I’ve talked to you dudes before about how zombies seem to be lurching into our lives from all over on the cultural map. It’s only getting worse. It seems there’s an entire race series based around the idea that we need to get away from zombies.

No. Really.

It’s the Run For Your Lives race, which is described as “a zombie-infested 5k obstacle course run.” Which, you know, pretty much says it all.

According to the event’s website, there’s already 12 races of this type from Massachusetts to Washington, from Minnesota to Florida, and many parts in between.
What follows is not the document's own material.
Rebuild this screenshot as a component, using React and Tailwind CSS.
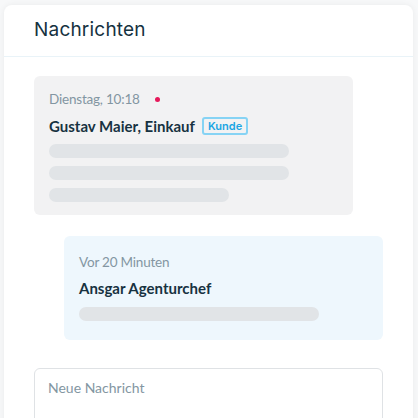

That’s a lot of areas and that’s a lot of people who think it would be fun to run five kilometers as hard as they can and, when they’re least expecting it, have to sprint their way out of the clutches of a couple of roamers, while also climbing over and digging under obstacles.

Zombies. Sheesh, dudes, they’re everywhere.

Isn’t it awesome?

All right, I’ll admit the ubiquitous nature of today’s Romeroian zombies can get a bit on your nerves if you’re not careful, but, I mean, come on. The idea of going for a 5k competition run, trying to cope with an obstacle course at the same time and getting ambushed by zombies. . . To me, that’s just complete awesome.

I think if these people ever have a Run For Your Lives event near North Carolina, and I’m talking only a state away, I’m in. I probably won’t finish, but I have a feeling I’ll have a great time.